What needs to be done – Beginning with the line that contains "Write the React, TypeScript" and ending with the line that contains "['AVRO', 'CSV', 'JSON', 'PARQUET', 'SEQUENCE', 'XML'];", reproduce each line exactly; include both and add nothing.

start Data for processing

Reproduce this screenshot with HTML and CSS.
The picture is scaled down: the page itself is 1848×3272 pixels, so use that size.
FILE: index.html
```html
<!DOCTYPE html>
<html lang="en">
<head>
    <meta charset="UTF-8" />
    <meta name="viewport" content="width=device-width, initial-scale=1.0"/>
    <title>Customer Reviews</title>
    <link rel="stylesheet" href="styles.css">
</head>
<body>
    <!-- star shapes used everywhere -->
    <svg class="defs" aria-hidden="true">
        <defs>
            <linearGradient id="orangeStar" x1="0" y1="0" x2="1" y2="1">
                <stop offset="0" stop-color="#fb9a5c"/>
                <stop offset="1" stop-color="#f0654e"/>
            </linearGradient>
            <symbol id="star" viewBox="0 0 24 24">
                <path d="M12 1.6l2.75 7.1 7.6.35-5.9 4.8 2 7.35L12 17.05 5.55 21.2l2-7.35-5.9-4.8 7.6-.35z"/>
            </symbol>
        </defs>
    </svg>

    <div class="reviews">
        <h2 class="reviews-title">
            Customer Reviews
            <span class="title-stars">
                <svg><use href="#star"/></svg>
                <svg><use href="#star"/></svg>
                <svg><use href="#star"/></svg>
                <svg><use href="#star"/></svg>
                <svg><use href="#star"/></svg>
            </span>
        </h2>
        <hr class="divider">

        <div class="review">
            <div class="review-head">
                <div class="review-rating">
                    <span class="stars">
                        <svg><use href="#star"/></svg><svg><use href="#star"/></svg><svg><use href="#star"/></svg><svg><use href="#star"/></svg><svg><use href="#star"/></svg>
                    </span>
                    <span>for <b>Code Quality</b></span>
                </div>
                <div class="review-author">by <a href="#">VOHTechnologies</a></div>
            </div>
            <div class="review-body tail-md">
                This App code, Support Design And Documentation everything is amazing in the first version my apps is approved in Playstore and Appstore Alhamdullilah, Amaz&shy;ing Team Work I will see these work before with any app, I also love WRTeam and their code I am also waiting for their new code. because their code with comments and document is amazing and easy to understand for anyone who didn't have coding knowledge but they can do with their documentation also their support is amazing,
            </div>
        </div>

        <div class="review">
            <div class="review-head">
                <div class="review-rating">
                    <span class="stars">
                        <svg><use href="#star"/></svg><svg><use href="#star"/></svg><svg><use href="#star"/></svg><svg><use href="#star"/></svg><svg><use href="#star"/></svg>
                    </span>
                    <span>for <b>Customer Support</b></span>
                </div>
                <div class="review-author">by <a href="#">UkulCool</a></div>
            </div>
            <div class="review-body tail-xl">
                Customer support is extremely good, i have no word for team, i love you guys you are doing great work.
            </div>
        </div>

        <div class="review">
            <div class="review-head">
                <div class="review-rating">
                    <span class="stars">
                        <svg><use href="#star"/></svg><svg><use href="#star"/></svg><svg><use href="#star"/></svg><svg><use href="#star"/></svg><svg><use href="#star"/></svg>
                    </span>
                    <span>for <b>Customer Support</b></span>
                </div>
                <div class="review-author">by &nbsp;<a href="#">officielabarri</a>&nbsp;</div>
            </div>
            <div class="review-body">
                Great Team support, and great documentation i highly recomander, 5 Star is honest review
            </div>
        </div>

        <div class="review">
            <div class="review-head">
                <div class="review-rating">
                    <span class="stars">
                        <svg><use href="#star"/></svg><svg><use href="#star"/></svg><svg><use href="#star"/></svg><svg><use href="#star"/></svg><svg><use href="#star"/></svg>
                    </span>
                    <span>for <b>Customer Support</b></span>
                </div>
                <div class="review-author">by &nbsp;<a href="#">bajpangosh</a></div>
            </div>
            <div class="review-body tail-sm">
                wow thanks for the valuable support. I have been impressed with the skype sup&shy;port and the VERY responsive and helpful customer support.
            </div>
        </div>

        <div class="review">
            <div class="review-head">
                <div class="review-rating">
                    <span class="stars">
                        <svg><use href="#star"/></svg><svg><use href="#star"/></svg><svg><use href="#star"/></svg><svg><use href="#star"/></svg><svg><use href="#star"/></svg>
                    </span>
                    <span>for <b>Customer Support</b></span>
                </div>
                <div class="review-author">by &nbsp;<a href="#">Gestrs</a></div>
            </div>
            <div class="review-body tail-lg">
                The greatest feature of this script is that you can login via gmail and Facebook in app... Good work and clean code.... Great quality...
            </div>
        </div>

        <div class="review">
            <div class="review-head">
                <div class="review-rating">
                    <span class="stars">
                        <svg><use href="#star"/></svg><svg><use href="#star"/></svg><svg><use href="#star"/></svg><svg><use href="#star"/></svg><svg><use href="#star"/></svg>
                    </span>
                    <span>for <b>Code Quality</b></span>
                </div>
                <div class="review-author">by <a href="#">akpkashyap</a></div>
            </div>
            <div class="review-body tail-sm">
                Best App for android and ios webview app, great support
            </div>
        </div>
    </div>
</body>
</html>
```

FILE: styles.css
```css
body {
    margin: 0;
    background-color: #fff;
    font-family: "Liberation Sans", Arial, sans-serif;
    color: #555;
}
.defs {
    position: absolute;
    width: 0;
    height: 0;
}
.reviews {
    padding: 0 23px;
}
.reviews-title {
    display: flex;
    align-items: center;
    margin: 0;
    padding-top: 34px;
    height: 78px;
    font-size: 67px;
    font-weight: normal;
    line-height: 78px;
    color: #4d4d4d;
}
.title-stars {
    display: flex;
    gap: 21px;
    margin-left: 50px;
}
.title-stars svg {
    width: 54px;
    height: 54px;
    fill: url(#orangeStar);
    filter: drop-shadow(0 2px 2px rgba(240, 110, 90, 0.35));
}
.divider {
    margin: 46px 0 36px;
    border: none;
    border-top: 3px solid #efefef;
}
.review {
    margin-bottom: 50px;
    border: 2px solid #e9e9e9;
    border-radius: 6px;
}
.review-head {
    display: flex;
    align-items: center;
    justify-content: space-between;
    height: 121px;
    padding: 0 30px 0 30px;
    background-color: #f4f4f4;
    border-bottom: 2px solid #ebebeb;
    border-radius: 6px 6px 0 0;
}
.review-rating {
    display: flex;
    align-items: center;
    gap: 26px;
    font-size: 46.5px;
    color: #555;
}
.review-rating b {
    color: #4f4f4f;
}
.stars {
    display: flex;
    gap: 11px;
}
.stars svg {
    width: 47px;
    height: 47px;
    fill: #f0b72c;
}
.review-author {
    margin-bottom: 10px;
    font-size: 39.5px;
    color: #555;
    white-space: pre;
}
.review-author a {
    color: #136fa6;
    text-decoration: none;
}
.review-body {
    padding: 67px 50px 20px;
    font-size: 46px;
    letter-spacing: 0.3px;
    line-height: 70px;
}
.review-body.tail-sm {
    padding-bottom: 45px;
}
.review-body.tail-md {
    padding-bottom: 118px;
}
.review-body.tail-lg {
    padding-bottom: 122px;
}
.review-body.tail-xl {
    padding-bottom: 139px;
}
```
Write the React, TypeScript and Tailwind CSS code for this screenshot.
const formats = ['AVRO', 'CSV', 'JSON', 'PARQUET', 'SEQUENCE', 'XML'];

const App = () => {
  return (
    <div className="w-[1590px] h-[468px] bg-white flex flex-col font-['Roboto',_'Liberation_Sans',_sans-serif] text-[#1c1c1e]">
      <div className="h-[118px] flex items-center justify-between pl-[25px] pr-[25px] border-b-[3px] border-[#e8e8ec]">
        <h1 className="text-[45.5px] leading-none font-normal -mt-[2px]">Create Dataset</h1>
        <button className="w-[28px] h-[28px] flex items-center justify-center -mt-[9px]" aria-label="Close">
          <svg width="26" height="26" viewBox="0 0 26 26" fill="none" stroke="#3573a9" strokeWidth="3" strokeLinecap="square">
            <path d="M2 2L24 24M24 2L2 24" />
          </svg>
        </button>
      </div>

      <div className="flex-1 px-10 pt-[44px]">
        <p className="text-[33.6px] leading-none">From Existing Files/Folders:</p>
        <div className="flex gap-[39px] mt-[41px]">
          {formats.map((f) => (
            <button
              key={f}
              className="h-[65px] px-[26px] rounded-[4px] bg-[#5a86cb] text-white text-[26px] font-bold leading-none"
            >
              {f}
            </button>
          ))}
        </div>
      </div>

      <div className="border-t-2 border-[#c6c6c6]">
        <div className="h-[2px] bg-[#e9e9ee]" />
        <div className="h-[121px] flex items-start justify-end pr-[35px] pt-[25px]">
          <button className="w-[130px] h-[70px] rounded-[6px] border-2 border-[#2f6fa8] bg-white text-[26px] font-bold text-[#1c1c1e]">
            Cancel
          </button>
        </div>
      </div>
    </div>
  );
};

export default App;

end Data for processing

The output –
Write the React, TypeScript and Tailwind CSS code for this screenshot.
const formats = ['AVRO', 'CSV', 'JSON', 'PARQUET', 'SEQUENCE', 'XML'];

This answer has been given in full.